Staff editorial

What Mahanoy v. B.L. means for public school students engaging in off-campus speech
 
 
 
 

The Messenger Editorial Board

Although the Supreme Court ruling in Mahanoy Area School District v. B.L. appears to uphold students’ free speech rights, it is a hollow victory.

In an 8-1 decision, the Court ruled that the school district had violated a public high school student’s First Amendment rights after administrators punished her for a profane Snapchat story she posted while off-campus.

The majority opinion, written by Justice Stephen Breyer, merely set forth “three features of off-campus speech” for lower courts to consider when determining whether schools can regulate student speech in specific cases.

First, Breyer wrote that off-campus speech normally belongs in “the zone of parental, rather than school-related, responsibility.”

Second, he wrote that allowing schools to regulate off-campus speech too freely may result in the restriction of student speech for “the full 24-hour day,” since students would be under the school’s jurisdiction both on and off campus. Breyer noted that lower courts must be especially careful when deciding cases of students’ off-campus political or religious speech.
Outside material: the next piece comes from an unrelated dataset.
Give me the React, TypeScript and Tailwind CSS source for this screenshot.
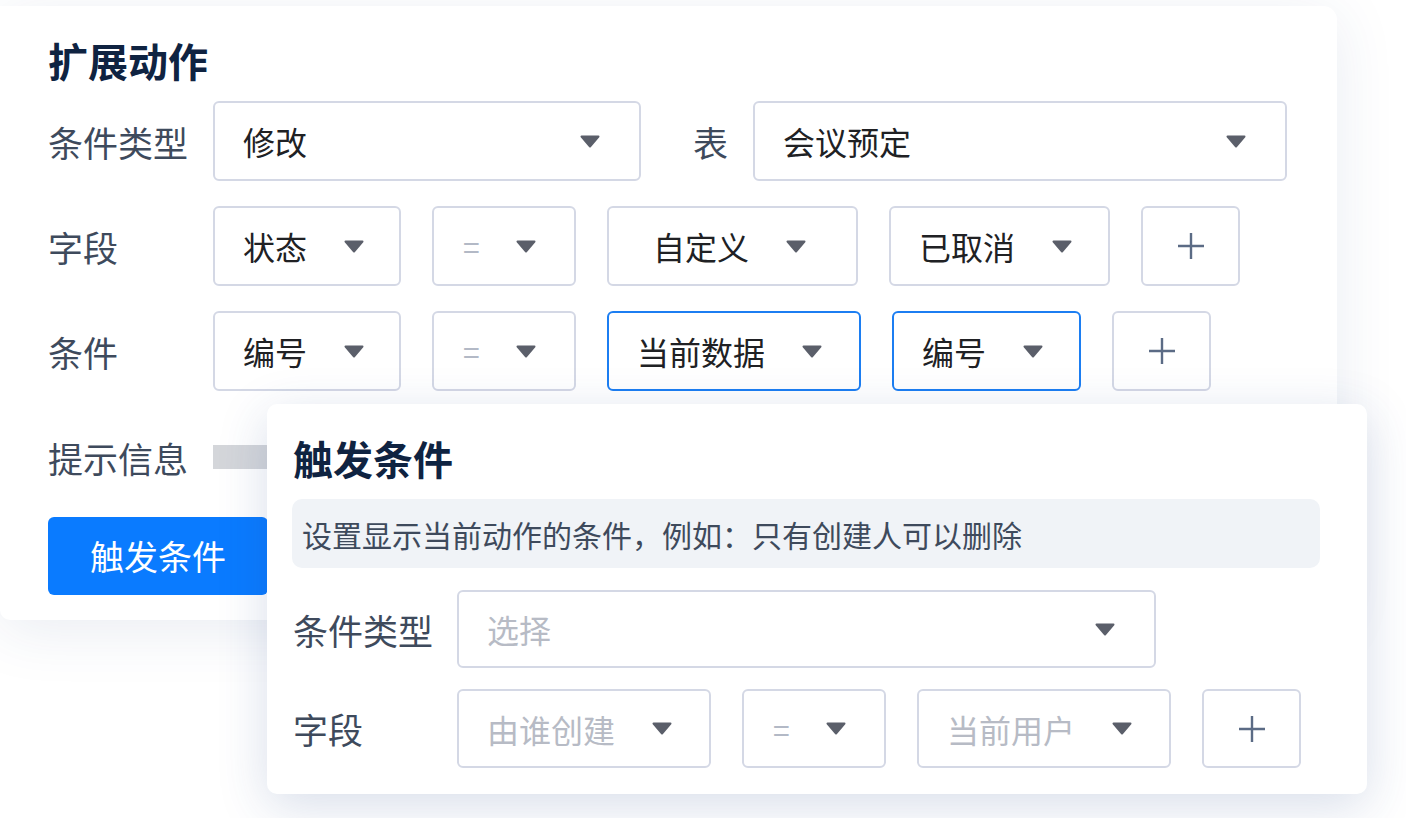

Third, he wrote that schools must protect the “marketplace of ideas,” including unpopular student expression, to preserve our democracy. Breyer quoted Voltaire’s aphorism, “I disapprove of what you say, but I will defend to the death your right to say it.”

Before Mahanoy, one group of circuit courts applied the Supreme Court ruling in Tinker v. Des Moines when it was “reasonably foreseeable” that off-campus speech would reach the school environment, another group applied Tinker when off-campus speech had a sufficient “nexus,” or connection, to the school’s educational interests, and still others had different approaches. The Supreme Court’s decision in Mahanoy resolves these inconsistencies.

However, it does little to address the chilling effect, a phenomenon where individuals refrain from engaging in permissible speech for fear of violating overbroad or vague regulations. It thus discourages legitimate exercise of the law by the threat of legal repercussions. 

The ruling stated that lower courts must consider three features pertinent to First Amendment cases of on-campus speech: whether the speech falls under parental jurisdiction, how the courts “must be more skeptical of a school’s efforts to regulate off-campus speech,” and how schools have an interest to protect even unpopular student speech. 

It is evident the three features, along with the rest of the ruling, fail to set a clear standard for when schools can regulate off-campus speech, such that students are hardly better off than they were before in terms of knowing when what they say might carry consequences. 

A more specific approach by the Court, presenting a workable test for school officials and lower courts to evaluate when to step in on student speech off campus, would prevent the chilling of that speech, while still allowing schools to handle issues the Court is concerned about, such as “serious or severe bullying or harassment” and “threats aimed at teachers or other students.”

Students’ First Amendment rights will remain at risk until the Court determines precisely which categories of off-campus speech schools can regulate. So while the ruling in Mahanoy is a step in the right direction, we would be remiss to celebrate.